Il complesso del "cane bastardo". Se il buon giorno si vede dal mattino, oggi, all’indomani della fine della Coppa del Mondo, il Brasile sembra aver perso l’ottimismo di un tempo. Un ottimismo che,  fino ad alcuni anni fa, passava per i risultati economici e sociali delle politiche elaborate prima dalla presidenza Lula, poi da quella di Dilma Rousseff. I molti segnali positivi sono stati messi in ombra dalle enormi proteste di piazza durante la Confederation Cup, nel giugno 2013. L’ottimismo carioca era stato persino rinvigorito dai goal della nazionale di calcio che, almeno fino alla semifinale contro la Germania, sembrava poter seriamente aspirare al podio. Poi, però, si è sciolto come neve al sole nel giro di qualche giorno.

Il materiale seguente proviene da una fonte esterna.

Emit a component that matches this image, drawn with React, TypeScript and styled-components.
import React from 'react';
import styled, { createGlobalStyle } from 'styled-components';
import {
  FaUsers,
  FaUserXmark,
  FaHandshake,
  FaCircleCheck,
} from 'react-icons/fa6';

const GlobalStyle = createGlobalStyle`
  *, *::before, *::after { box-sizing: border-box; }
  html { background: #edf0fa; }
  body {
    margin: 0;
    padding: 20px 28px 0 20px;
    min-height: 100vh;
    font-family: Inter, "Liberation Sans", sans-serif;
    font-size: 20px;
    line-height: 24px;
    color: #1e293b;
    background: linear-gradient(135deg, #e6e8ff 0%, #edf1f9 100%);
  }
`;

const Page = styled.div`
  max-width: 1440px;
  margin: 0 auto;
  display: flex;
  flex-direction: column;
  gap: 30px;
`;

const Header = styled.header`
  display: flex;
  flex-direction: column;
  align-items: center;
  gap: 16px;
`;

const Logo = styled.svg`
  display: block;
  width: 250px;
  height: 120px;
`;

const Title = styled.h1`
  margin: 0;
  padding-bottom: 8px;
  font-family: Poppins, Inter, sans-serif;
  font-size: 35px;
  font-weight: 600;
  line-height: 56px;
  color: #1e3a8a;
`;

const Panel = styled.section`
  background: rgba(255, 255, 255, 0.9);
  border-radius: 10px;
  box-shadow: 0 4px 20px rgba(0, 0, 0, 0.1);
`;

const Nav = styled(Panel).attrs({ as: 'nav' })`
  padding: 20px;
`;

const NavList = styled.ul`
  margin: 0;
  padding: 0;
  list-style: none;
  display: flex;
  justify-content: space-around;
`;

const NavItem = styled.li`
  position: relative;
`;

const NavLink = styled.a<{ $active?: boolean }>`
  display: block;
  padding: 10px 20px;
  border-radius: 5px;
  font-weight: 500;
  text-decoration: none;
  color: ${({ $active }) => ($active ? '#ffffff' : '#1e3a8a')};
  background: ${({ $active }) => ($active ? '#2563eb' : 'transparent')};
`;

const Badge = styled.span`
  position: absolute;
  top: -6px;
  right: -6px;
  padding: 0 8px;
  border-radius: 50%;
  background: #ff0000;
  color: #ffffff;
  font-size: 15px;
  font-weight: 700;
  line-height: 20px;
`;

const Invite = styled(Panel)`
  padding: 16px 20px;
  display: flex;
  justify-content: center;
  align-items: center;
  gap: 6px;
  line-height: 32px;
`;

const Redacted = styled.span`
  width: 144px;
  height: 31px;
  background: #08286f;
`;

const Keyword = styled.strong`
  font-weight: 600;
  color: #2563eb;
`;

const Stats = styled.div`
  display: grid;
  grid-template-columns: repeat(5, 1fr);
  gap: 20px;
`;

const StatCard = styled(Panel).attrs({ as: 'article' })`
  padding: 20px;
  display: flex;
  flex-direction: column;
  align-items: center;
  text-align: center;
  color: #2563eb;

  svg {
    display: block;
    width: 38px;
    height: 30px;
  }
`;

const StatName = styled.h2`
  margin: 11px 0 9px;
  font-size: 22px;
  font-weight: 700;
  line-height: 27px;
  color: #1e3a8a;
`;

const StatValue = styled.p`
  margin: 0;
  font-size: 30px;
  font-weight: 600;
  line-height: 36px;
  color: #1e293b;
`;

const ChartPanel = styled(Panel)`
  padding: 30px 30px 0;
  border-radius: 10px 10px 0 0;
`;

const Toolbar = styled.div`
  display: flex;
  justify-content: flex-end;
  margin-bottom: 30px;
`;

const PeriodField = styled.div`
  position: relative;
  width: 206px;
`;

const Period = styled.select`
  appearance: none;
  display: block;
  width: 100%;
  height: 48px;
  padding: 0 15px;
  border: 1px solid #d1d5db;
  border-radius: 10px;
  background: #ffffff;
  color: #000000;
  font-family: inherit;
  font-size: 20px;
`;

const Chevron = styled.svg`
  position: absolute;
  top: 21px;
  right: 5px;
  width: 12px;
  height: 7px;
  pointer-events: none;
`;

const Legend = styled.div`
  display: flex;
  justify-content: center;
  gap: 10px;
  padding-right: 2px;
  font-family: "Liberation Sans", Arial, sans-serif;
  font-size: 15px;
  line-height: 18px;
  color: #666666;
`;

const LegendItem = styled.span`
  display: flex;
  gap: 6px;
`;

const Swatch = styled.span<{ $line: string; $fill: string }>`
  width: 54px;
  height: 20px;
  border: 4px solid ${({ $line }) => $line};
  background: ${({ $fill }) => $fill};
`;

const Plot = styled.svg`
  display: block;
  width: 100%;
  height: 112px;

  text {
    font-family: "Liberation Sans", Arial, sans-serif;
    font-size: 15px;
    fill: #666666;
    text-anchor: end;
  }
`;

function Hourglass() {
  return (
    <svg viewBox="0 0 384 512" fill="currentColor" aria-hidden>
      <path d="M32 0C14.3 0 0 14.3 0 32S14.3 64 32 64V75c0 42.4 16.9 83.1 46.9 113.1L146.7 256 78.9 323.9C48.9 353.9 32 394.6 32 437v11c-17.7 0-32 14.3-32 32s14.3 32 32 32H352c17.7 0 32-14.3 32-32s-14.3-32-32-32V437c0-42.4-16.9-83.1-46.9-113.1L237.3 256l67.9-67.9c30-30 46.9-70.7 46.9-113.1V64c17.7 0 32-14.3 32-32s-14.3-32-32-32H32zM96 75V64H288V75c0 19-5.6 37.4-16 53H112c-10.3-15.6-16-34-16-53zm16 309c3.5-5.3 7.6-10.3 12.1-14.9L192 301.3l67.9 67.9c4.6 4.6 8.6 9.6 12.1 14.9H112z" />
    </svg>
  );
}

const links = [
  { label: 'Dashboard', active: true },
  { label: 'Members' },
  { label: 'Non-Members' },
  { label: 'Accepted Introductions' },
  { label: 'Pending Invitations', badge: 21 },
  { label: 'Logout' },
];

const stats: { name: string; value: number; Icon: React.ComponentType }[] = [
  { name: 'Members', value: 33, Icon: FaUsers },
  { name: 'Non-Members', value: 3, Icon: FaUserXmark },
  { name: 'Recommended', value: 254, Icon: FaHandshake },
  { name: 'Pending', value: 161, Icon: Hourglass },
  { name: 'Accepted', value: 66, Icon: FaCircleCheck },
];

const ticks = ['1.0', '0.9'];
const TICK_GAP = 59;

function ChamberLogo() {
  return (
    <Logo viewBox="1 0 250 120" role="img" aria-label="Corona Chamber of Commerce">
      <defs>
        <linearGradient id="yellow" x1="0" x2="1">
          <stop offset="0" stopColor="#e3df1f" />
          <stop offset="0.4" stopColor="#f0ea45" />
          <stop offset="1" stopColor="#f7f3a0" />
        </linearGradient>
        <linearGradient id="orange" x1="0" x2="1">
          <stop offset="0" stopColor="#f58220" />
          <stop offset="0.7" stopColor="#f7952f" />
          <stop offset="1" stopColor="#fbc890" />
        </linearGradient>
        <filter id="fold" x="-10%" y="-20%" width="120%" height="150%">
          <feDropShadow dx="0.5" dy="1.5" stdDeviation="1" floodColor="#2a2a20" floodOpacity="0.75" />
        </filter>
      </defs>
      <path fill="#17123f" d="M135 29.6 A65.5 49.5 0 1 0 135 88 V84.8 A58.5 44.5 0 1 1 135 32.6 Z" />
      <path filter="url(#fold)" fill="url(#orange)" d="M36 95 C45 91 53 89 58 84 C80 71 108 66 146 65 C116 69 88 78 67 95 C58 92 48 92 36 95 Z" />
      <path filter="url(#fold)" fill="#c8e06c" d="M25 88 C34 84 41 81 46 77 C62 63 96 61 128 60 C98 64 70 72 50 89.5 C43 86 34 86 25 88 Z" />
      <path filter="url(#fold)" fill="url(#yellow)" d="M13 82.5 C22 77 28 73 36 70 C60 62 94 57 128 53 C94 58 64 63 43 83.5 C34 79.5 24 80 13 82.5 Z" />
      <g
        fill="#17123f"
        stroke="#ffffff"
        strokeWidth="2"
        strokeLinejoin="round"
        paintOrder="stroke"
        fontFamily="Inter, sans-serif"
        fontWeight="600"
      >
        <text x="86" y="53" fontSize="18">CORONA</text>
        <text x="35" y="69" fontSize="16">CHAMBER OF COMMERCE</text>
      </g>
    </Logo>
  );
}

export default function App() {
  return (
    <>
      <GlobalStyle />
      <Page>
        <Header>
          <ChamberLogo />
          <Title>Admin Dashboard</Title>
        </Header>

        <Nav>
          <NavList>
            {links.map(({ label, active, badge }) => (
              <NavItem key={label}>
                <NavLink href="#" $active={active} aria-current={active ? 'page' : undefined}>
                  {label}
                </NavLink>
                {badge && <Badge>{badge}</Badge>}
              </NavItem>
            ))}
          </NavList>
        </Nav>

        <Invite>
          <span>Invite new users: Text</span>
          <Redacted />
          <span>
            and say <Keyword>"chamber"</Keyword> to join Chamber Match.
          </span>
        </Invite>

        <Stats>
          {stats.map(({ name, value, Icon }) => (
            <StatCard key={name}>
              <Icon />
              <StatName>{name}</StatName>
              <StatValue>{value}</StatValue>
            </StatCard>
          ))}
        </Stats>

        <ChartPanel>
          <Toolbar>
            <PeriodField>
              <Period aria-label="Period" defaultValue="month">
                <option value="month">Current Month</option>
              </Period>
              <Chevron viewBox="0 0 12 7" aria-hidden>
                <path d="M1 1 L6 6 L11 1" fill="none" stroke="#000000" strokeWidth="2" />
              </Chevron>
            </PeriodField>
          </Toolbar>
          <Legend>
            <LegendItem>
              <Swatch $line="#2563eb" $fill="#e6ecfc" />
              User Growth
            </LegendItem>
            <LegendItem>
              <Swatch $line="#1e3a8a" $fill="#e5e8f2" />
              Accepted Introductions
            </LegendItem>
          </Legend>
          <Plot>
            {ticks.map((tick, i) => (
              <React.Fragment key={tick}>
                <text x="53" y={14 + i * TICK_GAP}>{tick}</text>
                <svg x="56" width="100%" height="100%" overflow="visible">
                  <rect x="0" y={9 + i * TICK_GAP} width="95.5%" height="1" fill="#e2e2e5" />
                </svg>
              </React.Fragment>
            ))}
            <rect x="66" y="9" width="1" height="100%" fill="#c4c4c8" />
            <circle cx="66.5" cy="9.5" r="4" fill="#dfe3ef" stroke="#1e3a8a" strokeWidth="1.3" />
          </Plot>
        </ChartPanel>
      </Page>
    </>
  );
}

Il Brasile, a poche ore dalla finale di ieri, è ricaduto ancora una volta nel complesso della “vira-lata”, del “cane bastardo”, che per anni ha portato i brasiliani a sentirsi inferiori ai popoli delle altre nazioni. Si tratta di un complesso che l’ex presidente Lula ha a più riprese dichiarato di aver finalmente estirpato dalla mentalità dei suoi concittadini. Oggi, invece, la realtà è cambiata. Le vicende calcistiche hanno aperto una nuova stagione di riflessione non tanto sui media brasiliani quanto soprattutto sui media internazionali, ossia nella percezione di cui il Brasile per anni ha "goduto" all’estero.

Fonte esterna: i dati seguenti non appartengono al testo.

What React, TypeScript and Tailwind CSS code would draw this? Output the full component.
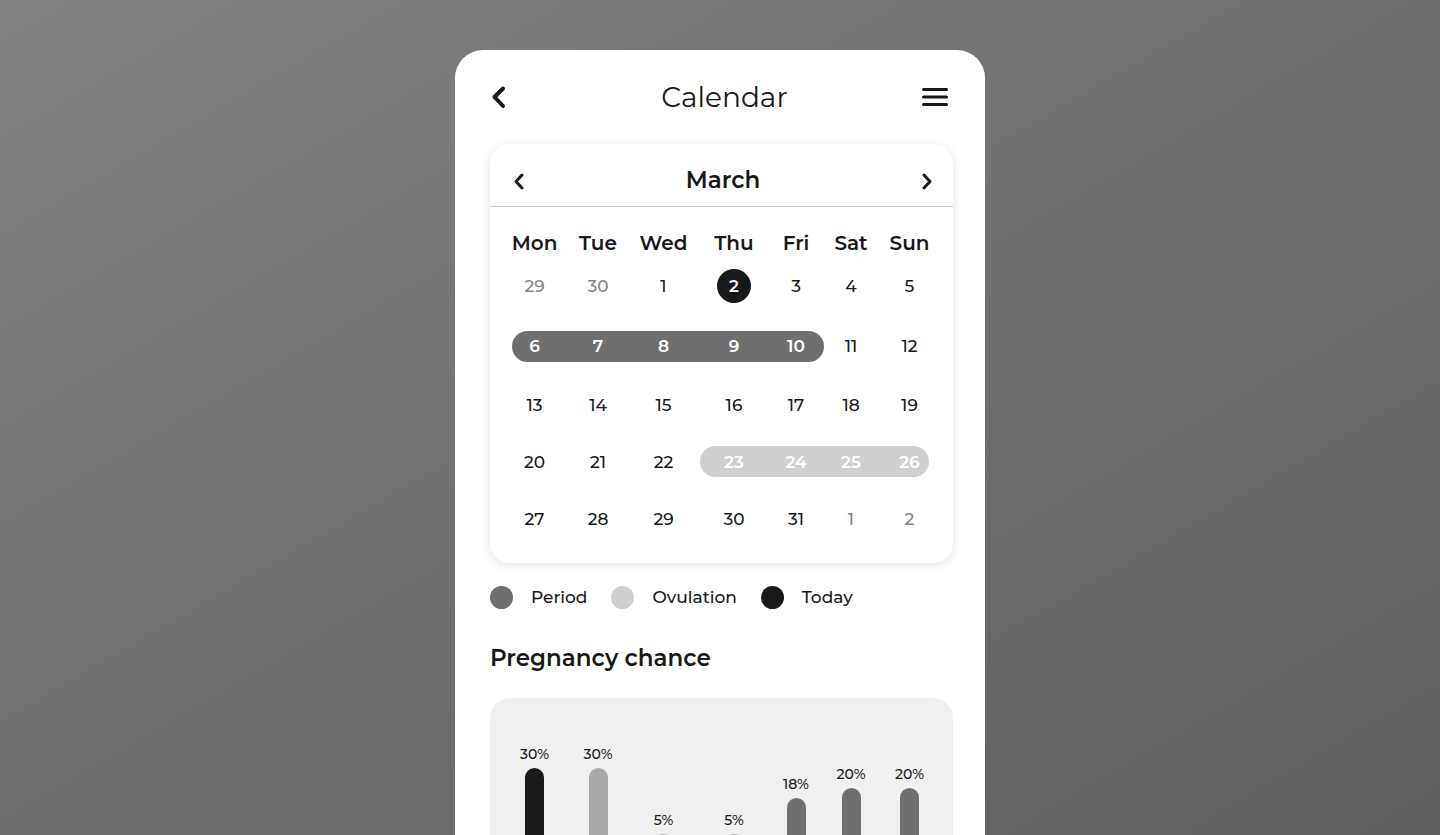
interface IDay {
    label: string
    kind?: 'muted' | 'today' | 'period' | 'ovulation'
    edge?: 'start' | 'end'
}

interface IBar {
    value: string
    height: number
    color: string
}

const weekDays = ['Mon', 'Tue', 'Wed', 'Thu', 'Fri', 'Sat', 'Sun']

const weeks: IDay[][] = [
    [{ label: '29', kind: 'muted' }, { label: '30', kind: 'muted' }, { label: '1' }, { label: '2', kind: 'today' }, { label: '3' }, { label: '4' }, { label: '5' }],
    [
        { label: '6', kind: 'period', edge: 'start' },
        { label: '7', kind: 'period' },
        { label: '8', kind: 'period' },
        { label: '9', kind: 'period' },
        { label: '10', kind: 'period', edge: 'end' },
        { label: '11' },
        { label: '12' },
    ],
    [{ label: '13' }, { label: '14' }, { label: '15' }, { label: '16' }, { label: '17' }, { label: '18' }, { label: '19' }],
    [
        { label: '20' },
        { label: '21' },
        { label: '22' },
        { label: '23', kind: 'ovulation', edge: 'start' },
        { label: '24', kind: 'ovulation' },
        { label: '25', kind: 'ovulation' },
        { label: '26', kind: 'ovulation', edge: 'end' },
    ],
    [{ label: '27' }, { label: '28' }, { label: '29' }, { label: '30' }, { label: '31' }, { label: '1', kind: 'muted' }, { label: '2', kind: 'muted' }],
]

const legend = [
    { label: 'Period', color: 'bg-[#6f6f6f]' },
    { label: 'Ovulation', color: 'bg-[#cfcfcf]' },
    { label: 'Today', color: 'bg-[#18191b]' },
]

const bars: IBar[] = [
    { value: '30%', height: 200, color: 'bg-[#18191b]' },
    { value: '30%', height: 200, color: 'bg-[#a8a8a8]' },
    { value: '5%', height: 134, color: 'bg-[#a8a8a8]' },
    { value: '5%', height: 134, color: 'bg-[#a8a8a8]' },
    { value: '18%', height: 170, color: 'bg-[#6f6f6f]' },
    { value: '20%', height: 180, color: 'bg-[#6f6f6f]' },
    { value: '20%', height: 180, color: 'bg-[#6f6f6f]' },
]

const kindStyles = {
    muted: 'text-[#858585]',
    today: '',
    period: 'bg-[#6f6f6f] text-white font-semibold',
    ovulation: 'bg-[#cfcfcf] text-white font-semibold',
}

const edgeStyles = {
    start: 'rounded-l-full',
    end: 'rounded-r-full',
}

function Day({ day, column }: { day: IDay; column: number }) {
    if (day.kind === 'today') {
        return (
            <span className="mx-auto flex size-[34px] items-center justify-center rounded-full bg-[#18191b] font-semibold text-white">
                {day.label}
            </span>
        )
    }

    // the outer columns are wider than the range pills, padding keeps the number centred
    const inset = column === 0 ? 'ml-3 pr-3' : column === 6 ? 'mr-3 pl-3' : ''

    return (
        <span className={`flex h-[31px] items-center justify-center ${inset} ${day.kind ? kindStyles[day.kind] : ''} ${day.edge ? edgeStyles[day.edge] : ''}`}>
            {day.label}
        </span>
    )
}

function MonthCard() {
    return (
        <section className="rounded-[20px] bg-white pb-4 shadow-[0_2px_8px_2px_rgba(0,0,0,0.08)]">
            <div className="flex h-[63px] items-center justify-between border-b border-[#c8c8c8] pt-3 pr-4 pl-[19px]">
                <button type="button" aria-label="Previous month" className="flex h-6 w-5 items-center justify-center">
                    <svg width="12" height="18" viewBox="0 0 12 18" fill="none" stroke="#18191b" strokeWidth="3" strokeLinecap="round" strokeLinejoin="round">
                        <path d="M9 3 3 9.500 9 16" />
                    </svg>
                </button>
                <h2 className="pb-0.5 text-[23px] leading-8 font-semibold">March</h2>
                <button type="button" aria-label="Next month" className="flex h-6 w-5 items-center justify-center">
                    <svg width="12" height="18" viewBox="0 0 12 18" fill="none" stroke="#18191b" strokeWidth="3" strokeLinecap="round" strokeLinejoin="round">
                        <path d="M3 3 9 9.500 3 16" />
                    </svg>
                </button>
            </div>
            <div className="pt-[23px] pr-3 pl-2.5">
                <table className="w-full table-fixed text-center">
                    <colgroup>
                        <col className="w-[69px]" />
                        <col className="w-[58px]" />
                        <col className="w-[73px]" />
                        <col className="w-[68px]" />
                        <col className="w-[56px]" />
                        <col className="w-[54px]" />
                        <col className="w-[63px]" />
                    </colgroup>
                    <thead>
                        <tr className="h-[26px]">
                            {weekDays.map((name) => (
                                <th key={name} scope="col" className="p-0 text-[20px] leading-6 font-semibold">{name}</th>
                            ))}
                        </tr>
                    </thead>
                    <tbody className="text-[17px] leading-6 font-medium">
                        {weeks.map((week, row) => (
                            <tr key={row} className={row < 2 ? 'h-[60px]' : 'h-[57px]'}>
                                {week.map((day, column) => (
                                    <td key={column} className="p-0 align-middle">
                                        <Day day={day} column={column} />
                                    </td>
                                ))}
                            </tr>
                        ))}
                    </tbody>
                </table>
            </div>
        </section>
    )
}

function Legend() {
    return (
        <ul className="mt-[22px] flex items-center gap-6 text-[17px] leading-6 font-medium">
            {legend.map((item) => (
                <li key={item.label} className="flex items-center gap-[18px]">
                    <span className={`size-[23px] rounded-full ${item.color}`}></span>
                    {item.label}
                </li>
            ))}
        </ul>
    )
}

function ChanceChart() {
    return (
        <section>
            <h2 className="mt-[33px] text-[23px] leading-8 font-semibold">Pregnancy chance</h2>
            <div className="mt-6 grid grid-cols-[69fr_58fr_73fr_68fr_56fr_54fr_63fr] items-end rounded-t-[20px] bg-[#f0f0f0] pt-[46px] pr-3 pl-2.5">
                {bars.map((bar, i) => (
                    <div key={i} className="flex flex-col items-center gap-1">
                        <span className="text-[14px] leading-5 font-medium">{bar.value}</span>
                        <div className={`w-[19px] rounded-full ${bar.color}`} style={{ height: bar.height }}></div>
                    </div>
                ))}
            </div>
        </section>
    )
}

export default function App() {
    return (
        <main className="flex h-screen justify-center overflow-hidden bg-linear-to-br from-[#828282] to-[#5e5e5e] pt-[50px] font-['Montserrat','Inter',sans-serif] text-[#18191b]">
            <div className="h-max w-full max-w-[530px] rounded-t-[28px] bg-white pr-8 pl-[35px]">
                <header className="flex h-[94px] items-center justify-between pr-1">
                    <button type="button" aria-label="Back" className="flex h-8 w-10 items-center">
                        <svg width="18" height="24" viewBox="0 0 18 24" fill="none" stroke="#18191b" strokeWidth="4" strokeLinecap="round" strokeLinejoin="round">
                            <path d="M13 3.500 4.500 12l8.500 9" />
                        </svg>
                    </button>
                    <h1 className="text-[28px] leading-10 font-normal">Calendar</h1>
                    <button type="button" aria-label="Menu" className="flex h-8 w-[30px] items-center justify-end">
                        <svg width="28" height="20" viewBox="0 0 28 20" fill="none" stroke="#18191b" strokeWidth="3" strokeLinecap="round">
                            <path d="M2.500 2.500h23M2.500 10h23M2.500 17.500h23" />
                        </svg>
                    </button>
                </header>
                <MonthCard />
                <Legend />
                <ChanceChart />
            </div>
        </main>
    )
}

Il dibattito riguarda non solo la gestione e l’organizzazione dei grandi eventi sportivi, ma anche il futuro del Paese. È noto come l’economia del Brasile stia attraversando uno dei peggiori momenti degli ultimi anni. Allo stesso modo, non fa notizia neppure la diffusa percezione che il denaro pubblico investito dallo Stato per i medesimi grandi eventi sportivi sia stato, in larga parte, speso male. Non v’è dubbio che sull’immagine pubblica della Presidenta pesino anche, come una spada di Damocle, i casi di corruzione che hanno travolto la dirigenza del suo partito, il Partido dos Trabalhadores (Pt). Per queste vicende, analizzate oggi, funge da cassa di risonanza lo shock causato dalle due cocenti sconfitte incassate sul campo di calcio. Ed è per questo che il malcontento scoppiato in alcune grandi città brasiliane (Belo Horizonte, São Paolo e Rio de Janeiro) è stato percepito come una forma di protesta diretta principalmente verso la presidenza e il suo partito. Eppure, a ben vedere, le proteste che hanno caratterizzato il Brasile a partire dallo scorso giugno hanno coinvolto l’intera classe politica e non il solo partito di governo. Negli ultimi sondaggi politici, alla sensibile diminuzione del gradimento verso la presidenza non è corrisposto, infatti, un altrettanto sensibile aumento nei riguardi dell’opposizione.

La società brasiliana, insomma, è molto più complessa dei risultati di una partita di calcio o dell’intero campionato del mondo. Dilma e il Pt lo sanno bene, e per questo hanno deciso di mantenere, per ora, un profilo basso. Una volta che le ferite calcistiche saranno rimarginate, si tornerà a parlare di politica e il Paese ripiomberà nel clima di campagna elettorale. Le elezioni presidenziali del prossimo ottobre, infatti, sono alle porte. La maggioranza sembra essere ancora salda nelle mani del Pt: benché Dilma abbia subito un piccolo calo, all’incirca il 40% dei brasiliani sembra essere a suo favore; seguono Neves e Campos che raccolgono, rispettivamente, il consenso del 16% e del 10% degli intervistati. Emerge dunque chiaramente un dissenso strisciante, più o meno velato, verso la presidenza. Al contempo, però, è chiara l’incapacità dell’opposizione di sfruttare questo momento di debolezza del Pt e del governo.

Così come, ieri, i brasiliani hanno guardato la finale della Coppa del mondo turandosi il naso e tifando per quella Germania che li ha umiliati di fronte al proprio pubblico, nel prossimo ottobre la nazione brasiliana, forse, si turerà il naso e voterà per il Pt. Il rischio è che in Brasile si sviluppi un sistema politico dove un solo partito abbia la capacità di consenso e la possibilità politica di raggiungere la presidenza. Ancora una volta, l’America Latina è preda dello spettro di una “democrazia a partito unico”. Tra qualche mese capiremo se davvero il Brasile di oggi ne è immune.